While uniform downsampling is simple and effective in many situations, it can be lossy for tasks which require information from different spatial resolutions and locations. In such cases, sampling the salient regions at the necessary (and possibly diverse) scales and locations is essential. Humans perform such tasks by saccading their gaze in order to gather the necessary information with a mixture of high-acuity foveal vision and coarser peripheral vision. Attempts have also been made to endow machines with similar forms of sampling behavior. One popular example from traditional computer vision is SIFT [6], in which keypoints are localised within space and image scale before feature extraction. More recently, region proposal networks have been used widely in object detection [7]. Mimicking the human vision system more closely, mechanisms for task-dependent sequential attention are being developed to allow numerous scene regions to be processed in high resolution (see e.g. [8,9,10]). However, these approaches surrender some of the processing speed that makes machine vision attractive, and add complexity for proposal generation and evaluating task completion.

In this work we introduce a saliency-based sampling layer: a simple plug-in module that can be appended to the start of any input-constrained network and used to improve downsampling in a task-specific manner. As shown in Fig. 1, given a target image input size, our saliency sampler learns to allocate pixels in that target to regions in the underlying image which are found to be particularly important for the task at hand. In doing so, the layer warps the input image, creating a deformed version in which task-relevant parts of the image are emphasized and irrelevant parts are suppressed, similar to how a caricature of a face tries to magnify those parts of a person’s identity which make them stand out from the average.
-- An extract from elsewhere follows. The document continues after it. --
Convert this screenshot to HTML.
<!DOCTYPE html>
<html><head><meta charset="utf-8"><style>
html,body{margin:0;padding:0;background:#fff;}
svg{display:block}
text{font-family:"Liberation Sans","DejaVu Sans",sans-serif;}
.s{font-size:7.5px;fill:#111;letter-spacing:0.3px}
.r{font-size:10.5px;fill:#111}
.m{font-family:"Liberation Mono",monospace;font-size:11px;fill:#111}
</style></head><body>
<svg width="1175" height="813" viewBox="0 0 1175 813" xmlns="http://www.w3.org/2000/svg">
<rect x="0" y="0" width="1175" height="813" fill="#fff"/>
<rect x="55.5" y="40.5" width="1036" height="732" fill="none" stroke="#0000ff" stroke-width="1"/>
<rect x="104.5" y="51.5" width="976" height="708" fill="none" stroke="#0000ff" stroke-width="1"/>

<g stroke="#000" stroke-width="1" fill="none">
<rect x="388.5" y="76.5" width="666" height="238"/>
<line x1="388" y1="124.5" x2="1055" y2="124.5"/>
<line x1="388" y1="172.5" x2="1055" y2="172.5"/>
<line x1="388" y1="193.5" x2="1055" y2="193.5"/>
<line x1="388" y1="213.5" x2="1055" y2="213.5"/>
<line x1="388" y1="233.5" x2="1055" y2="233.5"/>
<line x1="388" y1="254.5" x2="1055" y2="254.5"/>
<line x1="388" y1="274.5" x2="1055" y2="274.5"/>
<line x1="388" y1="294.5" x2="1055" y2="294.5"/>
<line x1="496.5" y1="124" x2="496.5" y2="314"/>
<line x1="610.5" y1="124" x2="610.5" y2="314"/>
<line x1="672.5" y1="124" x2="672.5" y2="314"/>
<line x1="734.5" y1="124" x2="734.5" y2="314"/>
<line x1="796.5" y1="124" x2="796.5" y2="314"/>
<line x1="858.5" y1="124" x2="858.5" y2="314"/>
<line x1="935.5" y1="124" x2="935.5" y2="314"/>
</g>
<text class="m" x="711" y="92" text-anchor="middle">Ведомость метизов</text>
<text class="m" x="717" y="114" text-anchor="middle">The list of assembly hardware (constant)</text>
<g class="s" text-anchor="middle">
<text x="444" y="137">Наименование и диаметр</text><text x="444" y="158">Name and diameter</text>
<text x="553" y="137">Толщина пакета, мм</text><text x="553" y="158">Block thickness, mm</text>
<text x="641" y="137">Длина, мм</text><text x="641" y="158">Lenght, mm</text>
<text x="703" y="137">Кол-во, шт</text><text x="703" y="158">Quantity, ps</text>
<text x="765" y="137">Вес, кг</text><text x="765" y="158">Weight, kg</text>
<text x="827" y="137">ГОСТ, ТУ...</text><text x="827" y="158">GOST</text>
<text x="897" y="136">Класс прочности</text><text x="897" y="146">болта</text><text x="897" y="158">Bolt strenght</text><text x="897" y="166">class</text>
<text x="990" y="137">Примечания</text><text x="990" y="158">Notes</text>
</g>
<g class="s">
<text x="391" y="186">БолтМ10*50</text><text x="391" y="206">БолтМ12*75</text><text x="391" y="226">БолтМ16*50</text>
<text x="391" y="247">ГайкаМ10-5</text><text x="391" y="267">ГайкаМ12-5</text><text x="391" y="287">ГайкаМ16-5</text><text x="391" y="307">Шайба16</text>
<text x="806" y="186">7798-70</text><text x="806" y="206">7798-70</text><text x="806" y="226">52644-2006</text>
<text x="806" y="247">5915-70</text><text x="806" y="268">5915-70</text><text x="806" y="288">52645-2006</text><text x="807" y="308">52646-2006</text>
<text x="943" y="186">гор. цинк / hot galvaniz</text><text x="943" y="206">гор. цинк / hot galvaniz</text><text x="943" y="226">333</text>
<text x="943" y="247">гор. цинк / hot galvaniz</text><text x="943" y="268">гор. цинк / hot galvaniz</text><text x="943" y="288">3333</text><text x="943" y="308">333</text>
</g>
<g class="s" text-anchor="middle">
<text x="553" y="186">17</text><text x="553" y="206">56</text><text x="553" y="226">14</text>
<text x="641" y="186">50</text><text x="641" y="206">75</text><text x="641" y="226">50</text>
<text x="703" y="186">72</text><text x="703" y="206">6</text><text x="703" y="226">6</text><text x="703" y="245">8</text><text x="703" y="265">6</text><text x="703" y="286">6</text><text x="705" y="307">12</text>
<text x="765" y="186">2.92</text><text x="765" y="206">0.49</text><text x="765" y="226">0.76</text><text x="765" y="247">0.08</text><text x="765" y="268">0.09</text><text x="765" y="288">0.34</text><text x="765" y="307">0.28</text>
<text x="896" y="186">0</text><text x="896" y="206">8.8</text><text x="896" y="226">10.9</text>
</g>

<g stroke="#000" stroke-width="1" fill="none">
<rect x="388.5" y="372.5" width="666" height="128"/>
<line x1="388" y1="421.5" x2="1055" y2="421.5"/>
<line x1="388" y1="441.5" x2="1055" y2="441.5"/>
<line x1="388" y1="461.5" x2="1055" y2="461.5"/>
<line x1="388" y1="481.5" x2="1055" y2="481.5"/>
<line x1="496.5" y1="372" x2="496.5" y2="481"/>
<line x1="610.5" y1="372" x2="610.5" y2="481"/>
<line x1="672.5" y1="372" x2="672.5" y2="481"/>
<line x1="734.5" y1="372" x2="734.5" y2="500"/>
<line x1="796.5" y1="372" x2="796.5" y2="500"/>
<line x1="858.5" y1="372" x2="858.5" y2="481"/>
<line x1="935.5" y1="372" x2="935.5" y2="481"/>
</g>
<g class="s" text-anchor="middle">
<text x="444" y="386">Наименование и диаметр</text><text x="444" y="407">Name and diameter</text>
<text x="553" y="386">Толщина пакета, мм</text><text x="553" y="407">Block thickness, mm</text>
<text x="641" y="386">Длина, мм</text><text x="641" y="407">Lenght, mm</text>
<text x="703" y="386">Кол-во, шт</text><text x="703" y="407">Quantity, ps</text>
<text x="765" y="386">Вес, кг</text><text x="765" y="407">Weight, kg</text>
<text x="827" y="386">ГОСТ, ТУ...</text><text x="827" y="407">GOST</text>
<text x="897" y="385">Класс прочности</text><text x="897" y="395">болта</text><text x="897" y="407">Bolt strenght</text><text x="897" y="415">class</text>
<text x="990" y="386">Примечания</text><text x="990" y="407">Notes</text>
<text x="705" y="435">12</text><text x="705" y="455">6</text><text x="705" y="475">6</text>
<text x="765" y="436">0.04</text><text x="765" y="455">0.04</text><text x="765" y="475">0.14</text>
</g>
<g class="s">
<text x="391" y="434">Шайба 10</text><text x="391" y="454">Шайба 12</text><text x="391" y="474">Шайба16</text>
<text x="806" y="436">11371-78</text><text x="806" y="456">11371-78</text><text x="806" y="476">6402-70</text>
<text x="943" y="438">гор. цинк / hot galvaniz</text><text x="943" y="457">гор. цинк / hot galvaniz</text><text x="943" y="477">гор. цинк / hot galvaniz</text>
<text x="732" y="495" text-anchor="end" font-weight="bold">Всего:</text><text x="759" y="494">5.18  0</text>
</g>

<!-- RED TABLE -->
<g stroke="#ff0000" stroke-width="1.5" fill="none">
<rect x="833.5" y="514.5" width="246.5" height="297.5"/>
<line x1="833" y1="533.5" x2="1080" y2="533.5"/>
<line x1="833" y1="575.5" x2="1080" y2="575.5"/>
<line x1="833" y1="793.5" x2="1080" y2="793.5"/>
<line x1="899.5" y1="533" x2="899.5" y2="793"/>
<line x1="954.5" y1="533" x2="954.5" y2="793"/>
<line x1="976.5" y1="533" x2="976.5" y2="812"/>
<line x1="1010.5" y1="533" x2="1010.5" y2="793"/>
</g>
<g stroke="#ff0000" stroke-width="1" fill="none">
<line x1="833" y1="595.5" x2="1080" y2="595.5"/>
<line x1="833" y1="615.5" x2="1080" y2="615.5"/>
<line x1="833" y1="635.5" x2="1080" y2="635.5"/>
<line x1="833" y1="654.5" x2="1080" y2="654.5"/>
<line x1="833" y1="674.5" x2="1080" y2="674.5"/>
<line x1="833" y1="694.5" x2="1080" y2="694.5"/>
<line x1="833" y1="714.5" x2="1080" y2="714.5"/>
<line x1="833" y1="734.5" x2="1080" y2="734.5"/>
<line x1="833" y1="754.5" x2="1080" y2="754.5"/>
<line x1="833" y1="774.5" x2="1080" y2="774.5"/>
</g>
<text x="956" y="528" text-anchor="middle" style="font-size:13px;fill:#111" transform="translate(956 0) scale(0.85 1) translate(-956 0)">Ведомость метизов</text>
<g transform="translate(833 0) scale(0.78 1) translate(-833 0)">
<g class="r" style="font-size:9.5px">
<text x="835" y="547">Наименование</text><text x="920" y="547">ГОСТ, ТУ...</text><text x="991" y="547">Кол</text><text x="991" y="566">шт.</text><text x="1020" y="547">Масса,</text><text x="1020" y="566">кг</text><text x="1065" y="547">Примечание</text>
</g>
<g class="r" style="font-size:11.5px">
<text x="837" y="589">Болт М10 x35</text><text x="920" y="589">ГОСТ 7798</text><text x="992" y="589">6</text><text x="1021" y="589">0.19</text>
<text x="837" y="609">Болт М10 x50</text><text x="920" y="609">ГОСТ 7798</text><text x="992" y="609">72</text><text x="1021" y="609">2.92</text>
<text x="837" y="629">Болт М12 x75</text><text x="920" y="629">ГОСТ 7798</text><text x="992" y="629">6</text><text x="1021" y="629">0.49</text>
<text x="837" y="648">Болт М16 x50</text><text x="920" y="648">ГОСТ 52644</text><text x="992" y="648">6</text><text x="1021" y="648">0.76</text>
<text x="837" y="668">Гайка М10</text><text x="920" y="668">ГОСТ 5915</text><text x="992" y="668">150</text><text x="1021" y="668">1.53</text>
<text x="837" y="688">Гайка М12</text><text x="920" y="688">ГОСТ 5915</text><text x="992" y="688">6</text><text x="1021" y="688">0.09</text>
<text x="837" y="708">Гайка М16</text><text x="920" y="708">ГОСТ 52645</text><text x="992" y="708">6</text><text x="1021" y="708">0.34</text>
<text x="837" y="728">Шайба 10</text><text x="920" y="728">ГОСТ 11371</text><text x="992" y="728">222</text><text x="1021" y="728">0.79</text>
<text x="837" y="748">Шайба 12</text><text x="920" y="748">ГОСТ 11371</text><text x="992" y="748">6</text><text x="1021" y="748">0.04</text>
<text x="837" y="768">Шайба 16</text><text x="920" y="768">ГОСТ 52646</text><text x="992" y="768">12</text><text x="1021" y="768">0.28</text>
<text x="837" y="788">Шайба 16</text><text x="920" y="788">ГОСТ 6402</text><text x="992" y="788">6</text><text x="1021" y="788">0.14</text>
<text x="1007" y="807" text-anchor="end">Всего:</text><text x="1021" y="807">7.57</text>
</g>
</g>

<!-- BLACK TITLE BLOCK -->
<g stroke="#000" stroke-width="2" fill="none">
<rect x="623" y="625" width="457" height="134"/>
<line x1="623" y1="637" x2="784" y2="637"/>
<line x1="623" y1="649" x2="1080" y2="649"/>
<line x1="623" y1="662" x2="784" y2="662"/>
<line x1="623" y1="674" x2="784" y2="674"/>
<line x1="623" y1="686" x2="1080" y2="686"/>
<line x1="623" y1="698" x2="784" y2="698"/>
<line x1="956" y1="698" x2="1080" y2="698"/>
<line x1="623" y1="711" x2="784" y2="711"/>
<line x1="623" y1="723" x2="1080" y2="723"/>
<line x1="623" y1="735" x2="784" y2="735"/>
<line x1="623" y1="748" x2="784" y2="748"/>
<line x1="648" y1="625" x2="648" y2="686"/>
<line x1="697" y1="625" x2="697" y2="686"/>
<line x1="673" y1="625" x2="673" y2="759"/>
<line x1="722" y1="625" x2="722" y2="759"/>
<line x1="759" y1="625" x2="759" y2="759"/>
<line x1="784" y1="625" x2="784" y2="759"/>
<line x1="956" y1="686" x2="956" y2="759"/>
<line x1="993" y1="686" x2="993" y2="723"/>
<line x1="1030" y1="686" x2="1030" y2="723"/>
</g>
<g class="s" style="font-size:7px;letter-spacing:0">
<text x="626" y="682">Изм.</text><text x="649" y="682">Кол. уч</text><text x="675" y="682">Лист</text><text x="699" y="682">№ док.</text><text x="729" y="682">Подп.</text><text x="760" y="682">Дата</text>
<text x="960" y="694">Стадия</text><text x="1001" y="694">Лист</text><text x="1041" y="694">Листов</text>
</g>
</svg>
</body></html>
Our layer consists of a saliency map estimator connected to a sampler which varies sampling density for image regions depending on their relative saliency values. Since the layer is designed to be fully differentiable, it can be inserted before any conventional network and trained end-to-end. Unlike sequential attention models [9,10,11,12], the computation is performed in a single pass of the saliency sampler at constant computational cost.

We apply our approach to tasks where the discovery of small objects or fine-grained details is important (see Fig. 2), and consistently find that adding our layer results in performance improvements over baseline networks.

Fig. 2.
figure 2

Examples of resampled input images for various tasks using our proposed saliency sampler. Our module is able to discover saliency according to the task: for gaze estimation in (a), the sampler learns to zoom in on the subject’s eyes to allow for higher precision gaze estimation; for fine-grained classification in (b), the sampler zooms in important parts of the bird’s anatomy while cropping out much of the empty image; in (c), when no clear salient area is detected, the sampler defaults to a near-uniform sampling.

2 Related Work

We divide the related work into three main categories: attention mechanisms, saliency-based methods, and adaptive image sampling methods.
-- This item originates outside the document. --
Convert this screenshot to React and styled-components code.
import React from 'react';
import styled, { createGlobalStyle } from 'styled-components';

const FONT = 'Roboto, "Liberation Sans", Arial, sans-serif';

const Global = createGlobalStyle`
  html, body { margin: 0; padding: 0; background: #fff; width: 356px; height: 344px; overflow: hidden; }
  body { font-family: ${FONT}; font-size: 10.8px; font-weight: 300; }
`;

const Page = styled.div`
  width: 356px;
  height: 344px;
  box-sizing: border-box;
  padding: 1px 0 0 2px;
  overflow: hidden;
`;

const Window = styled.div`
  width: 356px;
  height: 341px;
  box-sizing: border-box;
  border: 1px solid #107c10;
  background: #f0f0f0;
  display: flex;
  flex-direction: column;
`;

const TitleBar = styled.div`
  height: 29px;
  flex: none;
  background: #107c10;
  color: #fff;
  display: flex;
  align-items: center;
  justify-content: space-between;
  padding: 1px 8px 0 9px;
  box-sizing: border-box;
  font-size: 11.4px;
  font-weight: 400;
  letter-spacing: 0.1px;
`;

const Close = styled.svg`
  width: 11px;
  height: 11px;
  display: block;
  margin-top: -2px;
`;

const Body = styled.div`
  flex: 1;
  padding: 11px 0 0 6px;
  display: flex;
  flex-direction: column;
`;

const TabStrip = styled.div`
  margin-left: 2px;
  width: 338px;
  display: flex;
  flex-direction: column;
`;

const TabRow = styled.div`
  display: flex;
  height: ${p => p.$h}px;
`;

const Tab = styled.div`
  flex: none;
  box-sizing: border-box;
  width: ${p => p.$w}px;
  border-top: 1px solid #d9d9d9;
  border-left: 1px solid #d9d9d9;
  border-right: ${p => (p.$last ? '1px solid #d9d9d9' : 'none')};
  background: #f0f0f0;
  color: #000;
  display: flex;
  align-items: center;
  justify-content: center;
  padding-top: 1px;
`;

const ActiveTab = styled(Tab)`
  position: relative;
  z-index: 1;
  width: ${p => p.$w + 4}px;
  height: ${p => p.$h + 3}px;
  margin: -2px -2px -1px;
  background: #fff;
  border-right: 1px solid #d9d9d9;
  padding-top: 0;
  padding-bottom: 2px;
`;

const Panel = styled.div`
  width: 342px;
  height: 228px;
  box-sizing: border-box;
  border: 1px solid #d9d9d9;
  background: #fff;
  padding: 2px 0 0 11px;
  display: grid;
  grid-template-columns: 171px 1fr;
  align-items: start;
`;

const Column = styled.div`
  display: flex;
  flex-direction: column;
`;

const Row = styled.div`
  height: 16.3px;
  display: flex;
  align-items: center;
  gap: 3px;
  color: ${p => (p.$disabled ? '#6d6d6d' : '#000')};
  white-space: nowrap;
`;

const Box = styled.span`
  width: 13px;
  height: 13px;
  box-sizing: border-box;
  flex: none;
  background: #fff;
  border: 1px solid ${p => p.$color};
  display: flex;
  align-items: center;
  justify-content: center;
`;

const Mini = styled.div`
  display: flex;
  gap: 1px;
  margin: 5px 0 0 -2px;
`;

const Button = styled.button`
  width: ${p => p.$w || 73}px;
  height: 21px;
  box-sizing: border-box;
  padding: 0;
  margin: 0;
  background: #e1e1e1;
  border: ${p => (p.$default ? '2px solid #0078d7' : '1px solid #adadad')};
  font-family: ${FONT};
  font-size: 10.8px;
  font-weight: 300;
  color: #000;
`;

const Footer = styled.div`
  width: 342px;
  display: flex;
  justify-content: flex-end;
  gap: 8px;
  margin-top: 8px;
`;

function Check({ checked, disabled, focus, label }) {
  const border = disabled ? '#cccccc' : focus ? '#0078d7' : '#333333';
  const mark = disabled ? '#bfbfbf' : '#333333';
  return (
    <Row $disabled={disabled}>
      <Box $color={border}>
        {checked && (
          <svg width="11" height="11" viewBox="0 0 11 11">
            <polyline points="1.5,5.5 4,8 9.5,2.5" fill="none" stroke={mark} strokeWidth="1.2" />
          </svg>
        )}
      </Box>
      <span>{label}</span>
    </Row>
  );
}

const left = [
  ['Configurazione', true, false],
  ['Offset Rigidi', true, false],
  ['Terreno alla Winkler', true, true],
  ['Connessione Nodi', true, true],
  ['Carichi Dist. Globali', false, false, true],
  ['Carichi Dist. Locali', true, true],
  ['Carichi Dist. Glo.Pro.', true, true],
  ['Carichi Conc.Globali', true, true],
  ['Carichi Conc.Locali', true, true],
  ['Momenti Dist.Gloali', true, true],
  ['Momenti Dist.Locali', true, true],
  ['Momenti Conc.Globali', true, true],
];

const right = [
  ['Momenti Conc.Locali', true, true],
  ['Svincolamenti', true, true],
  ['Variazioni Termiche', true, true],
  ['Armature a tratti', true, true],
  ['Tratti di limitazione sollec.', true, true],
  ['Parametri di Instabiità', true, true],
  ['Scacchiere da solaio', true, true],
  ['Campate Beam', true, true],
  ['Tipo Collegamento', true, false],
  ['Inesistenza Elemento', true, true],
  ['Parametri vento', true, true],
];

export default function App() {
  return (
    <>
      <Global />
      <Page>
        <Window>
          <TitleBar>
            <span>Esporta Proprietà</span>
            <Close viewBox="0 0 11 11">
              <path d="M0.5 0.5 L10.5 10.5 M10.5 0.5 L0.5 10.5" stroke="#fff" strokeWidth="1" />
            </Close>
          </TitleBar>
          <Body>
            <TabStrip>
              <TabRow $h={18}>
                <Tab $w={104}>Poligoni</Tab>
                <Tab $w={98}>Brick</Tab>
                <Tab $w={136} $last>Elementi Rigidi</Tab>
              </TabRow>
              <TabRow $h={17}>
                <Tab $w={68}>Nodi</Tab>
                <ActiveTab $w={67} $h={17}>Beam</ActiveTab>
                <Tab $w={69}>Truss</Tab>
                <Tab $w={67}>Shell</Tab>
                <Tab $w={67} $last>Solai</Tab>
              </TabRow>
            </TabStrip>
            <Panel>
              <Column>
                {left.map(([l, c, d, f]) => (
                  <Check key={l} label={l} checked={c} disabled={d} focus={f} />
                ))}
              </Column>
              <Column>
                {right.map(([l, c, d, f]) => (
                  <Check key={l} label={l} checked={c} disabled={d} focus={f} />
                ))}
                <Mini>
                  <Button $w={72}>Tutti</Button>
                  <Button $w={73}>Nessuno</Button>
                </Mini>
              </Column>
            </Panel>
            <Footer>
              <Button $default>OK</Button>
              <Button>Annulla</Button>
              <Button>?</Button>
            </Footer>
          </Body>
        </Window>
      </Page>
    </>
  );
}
Attention Mechanisms: Attention has been extensively used to improve the performance of CNNs. Jaderberg et al. [13] introduced the Spatial Transformer Network (STN), a layer that estimates a parametrized transformation from an input image in an effort to undo nuisance image variation (such as from object pose in the task of rigid object classification) and thereby improve model generalization. In their work, the authors proposed three types of transformation that could be learned: affine, projective and thin plate spline (TPS). Although our method also applies a transformation to the input image, our application is quite different: we do not attempt to undo variation such as local translation or rotation; rather we try to vary the resolution dynamically to favor regions of the input image which are more task salient. While our method could be encapsulated within the TPS approach of [13], we implicitly prevent extreme transformations and fold-overs, which can easily occur for a TPS-based spatial transformer (and which also makes direct estimation of a non-parametrized sampling map intractable). We believe that this helps to prevent dramatic failures and therefore helps to make the module easier to learn.
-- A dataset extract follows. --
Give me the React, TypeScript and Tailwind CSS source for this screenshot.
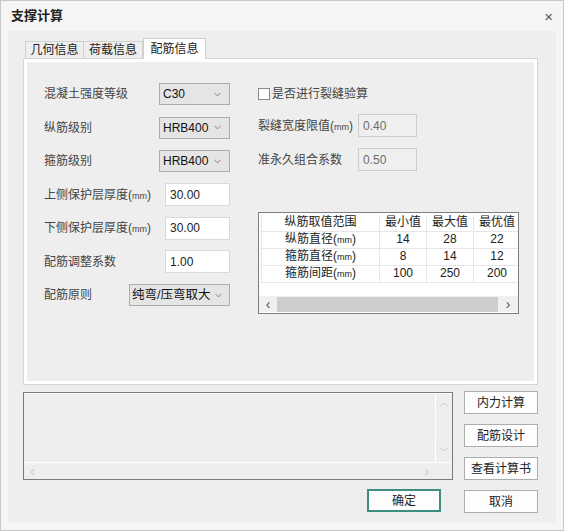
import { ChevronDown } from 'lucide-react'

const selectCls =
  'flex h-[22px] items-center justify-between border border-[#acacac] bg-[#e5e5e5] pl-[3px] pr-[6px] text-[12px] text-[#111] whitespace-nowrap'

function Mm() {
  return (
    <>
      (<span className="text-[9px]">mm</span>)
    </>
  )
}

function Select({ value, w }: { value: string; w: string }) {
  return (
    <div className={`${selectCls} ${w}`}>
      <span>{value}</span>
      <ChevronDown size={11} strokeWidth={1.3} className="text-[#444]" />
    </div>
  )
}

function Input({ value, w, disabled }: { value: string; w: string; disabled?: boolean }) {
  return (
    <div
      className={`flex h-[23px] items-center border px-[4px] text-[12px] ${w} ${
        disabled ? 'border-[#cccccc] bg-[#efefef] text-[#6d6d6d]' : 'border-[#d9d9d9] bg-white text-[#222]'
      }`}
    >
      {value}
    </div>
  )
}

function Btn({ children, primary }: { children: string; primary?: boolean }) {
  return (
    <button
      className={`flex h-[23px] w-[74px] items-center justify-center bg-[#fdfdfd] text-[12px] text-[#222] ${
        primary ? 'border-2 border-[#3c8f80]' : 'border border-[#adadad]'
      }`}
    >
      {children}
    </button>
  )
}

const rows = [
  ['纵筋直径', '14', '28', '22'],
  ['箍筋直径', '8', '14', '12'],
  ['箍筋间距', '100', '250', '200'],
]

export default function App() {
  return (
    <div className="flex h-[531px] w-[564px] flex-col border border-[#c8c8c8] bg-[#f5f5f5] font-['Liberation_Sans','Noto_Sans_CJK_SC',sans-serif] text-[#333]">
      {/* title bar */}
      <div className="flex h-[30px] shrink-0 items-center justify-between pl-[10px] pr-[10px]">
        <span className="text-[13px] font-bold text-[#222]">支撑计算</span>
        <span className="text-[15px] leading-none text-[#555]">×</span>
      </div>

      {/* body */}
      <div className="mx-[7px] flex h-[491px] flex-col bg-[#eeeeee] pl-[15px] pr-[18px] pt-[7px]">
        {/* tabs */}
        <div className="flex h-[20px] items-end pl-[2px] text-[12px] text-[#222]">
          <div className="flex h-[17px] w-[59px] items-center justify-center border border-b-0 border-[#d0d0d0]">几何信息</div>
          <div className="flex h-[17px] w-[59px] items-center justify-center border border-b-0 border-l-0 border-[#d0d0d0]">荷载信息</div>
          <div className="relative top-[1px] flex h-[21px] w-[63px] items-center justify-center border border-b-0 border-[#d0d0d0] bg-white">配筋信息</div>
        </div>

        {/* panel */}
        <div className="h-[327px] border border-[#d5d5d5] bg-white p-[3px]">
          <div className="flex h-full bg-[#eeeeee] pl-[17px] pt-[21px] text-[12px] text-[#444]">
            {/* left column */}
            <div className="flex w-[186px] flex-col gap-[11.5px]">
              <div className="flex h-[22px] items-center justify-between">
                <span>混凝土强度等级</span>
                <Select value="C30" w="w-[71px]" />
              </div>
              <div className="flex h-[22px] items-center justify-between">
                <span>纵筋级别</span>
                <Select value="HRB400" w="w-[71px]" />
              </div>
              <div className="flex h-[22px] items-center justify-between">
                <span>箍筋级别</span>
                <Select value="HRB400" w="w-[71px]" />
              </div>
              <div className="flex h-[22px] items-center justify-between">
                <span>上侧保护层厚度<Mm /></span>
                <Input value="30.00" w="w-[65px]" />
              </div>
              <div className="flex h-[22px] items-center justify-between">
                <span>下侧保护层厚度<Mm /></span>
                <Input value="30.00" w="w-[65px]" />
              </div>
              <div className="flex h-[22px] items-center justify-between">
                <span>配筋调整系数</span>
                <Input value="1.00" w="w-[65px]" />
              </div>
              <div className="flex h-[22px] items-center justify-between">
                <span>配筋原则</span>
                <div className={`${selectCls} w-[101px] !pl-[2px] !pr-[5px]`}>
                  <span className="text-[12.5px]">纯弯/压弯取大</span>
                  <ChevronDown size={11} strokeWidth={1.3} className="text-[#444]" />
                </div>
              </div>
            </div>

            {/* right column */}
            <div className="ml-[28px] flex flex-col">
              <div className="flex h-[22px] items-center gap-[2px]">
                <span className="h-[12px] w-[12px] border border-[#8a8a8a] bg-white" />
                <span>是否进行裂缝验算</span>
              </div>
              <div className="mt-[9px] flex h-[23px] items-center">
                <span className="w-[100px]">裂缝宽度限值<Mm /></span>
                <Input value="0.40" w="w-[59px]" disabled />
              </div>
              <div className="mt-[11px] flex h-[23px] items-center">
                <span className="w-[100px]">准永久组合系数</span>
                <Input value="0.50" w="w-[59px]" disabled />
              </div>

              {/* range table */}
              <div className="mt-[41px] flex h-[102px] w-[261px] flex-col border border-[#7f7f7f] bg-white">
                <div className="overflow-hidden pl-[2px] pt-[2px]">
                  <table className="w-[300px] table-fixed border-collapse text-center text-[12px] leading-[15px] text-[#222]">
                    <colgroup>
                      <col className="w-[118px]" />
                      <col className="w-[47px]" />
                      <col className="w-[47px]" />
                      <col className="w-[47px]" />
                      <col className="w-[41px]" />
                    </colgroup>
                    <tbody>
                      <tr className="h-[16px]">
                        <td className="border-l border-r border-b border-[#e6e6e6]">纵筋取值范围</td>
                        <td className="border-r border-b border-[#e6e6e6]">最小值</td>
                        <td className="border-r border-b border-[#e6e6e6]">最大值</td>
                        <td className="border-r border-b border-[#e6e6e6]">最优值</td>
                        <td />
                      </tr>
                      {rows.map((r) => (
                        <tr key={r[0]} className="h-[16px]">
                          <td className="border-l border-r border-b border-[#e6e6e6]">{r[0]}<Mm /></td>
                          <td className="border-r border-b border-[#e6e6e6]">{r[1]}</td>
                          <td className="border-r border-b border-[#e6e6e6]">{r[2]}</td>
                          <td className="border-r border-b border-[#e6e6e6]">{r[3]}</td>
                          <td />
                        </tr>
                      ))}
                    </tbody>
                  </table>
                </div>
                <div className="mt-auto mb-[1px] flex h-[16px] items-center bg-[#f0f0f0] text-[#555]">
                  <span className="flex w-[18px] justify-center text-[14px] leading-none">‹</span>
                  <div className="h-[15px] flex-1 bg-[#cdcdcd]" />
                  <span className="flex w-[20px] justify-center text-[14px] leading-none">›</span>
                </div>
              </div>
            </div>
          </div>
        </div>

        {/* bottom area */}
        <div className="mt-[6px] flex gap-[11px]">
          <div className="flex w-[431px] flex-col">
            <div className="mt-[1px] flex h-[88px] flex-col border border-[#7a7a7a] bg-[#eeeeee]">
              <div className="flex flex-1">
                <div className="flex-1 border-t border-white" />
                <div className="flex w-[17px] flex-col items-center justify-between border-l border-t border-white py-[4px] text-[#c8c8c8]">
                  <span className="text-[10px] leading-none">︿</span>
                  <span className="text-[10px] leading-none">﹀</span>
                </div>
              </div>
              <div className="flex h-[17px] items-center justify-between border-t border-white px-[6px] text-[14px] text-[#c8c8c8]">
                <span>‹</span>
                <span className="mr-[17px]">›</span>
              </div>
            </div>
            <div className="mt-[9px] flex justify-end pr-[12px]">
              <Btn primary>确定</Btn>
            </div>
          </div>
          <div className="flex flex-col gap-[10px]">
            <Btn>内力计算</Btn>
            <Btn>配筋设计</Btn>
            <Btn>查看计算书</Btn>
            <Btn>取消</Btn>
          </div>
        </div>
      </div>
    </div>
  )
}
Deformable convolutional networks (DCNs), introduced by Dai et al. [14], follow a similar motivation to STNs. They show that convolutional layers can learn to dynamically adjust their receptive fields to adapt to the input features and improve invariance to nuisance factors. Their proposal involves the replacement of any standard convolutional layer in a CNN with a deformable layer which learns to estimate offsets to the standard kernel sampling locations, conditioned on the input. We note four main differences with our work. First, while their method samples from the same low-resolution input as the original CNN architecture, our saliency sampler is designed to sample from any available resolution, allowing it to take advantage of higher resolution data when available. Second, our approach estimates the sample field through saliency maps which have been shown to emerge naturally when training fully convolutional neural networks [15]. We found that estimating local spatial offsets directly, as in a DCN, is much harder. Third, our method can be applied to existing trained networks without modification, while DCNs require changing network configurations by swapping in the deformable convolutions. Finally, our approach produces human readable outputs in the form of the saliency map and the deformed image which allow for easy visual inspection and debugging. We note that our proposed saliency sampler and DCNs are not mutually exclusive: our saliency sampler is designed to sample efficiently across scale space and could potentially make use of deformable convolutional layers to help model local geometric variations. In the same spirit as deformable networks, Li et al. [16] propose an encoder-decoder structure to use non-squared convolutions. As in [13], they predict directly a parametrization of these transformations instead of using a saliency map.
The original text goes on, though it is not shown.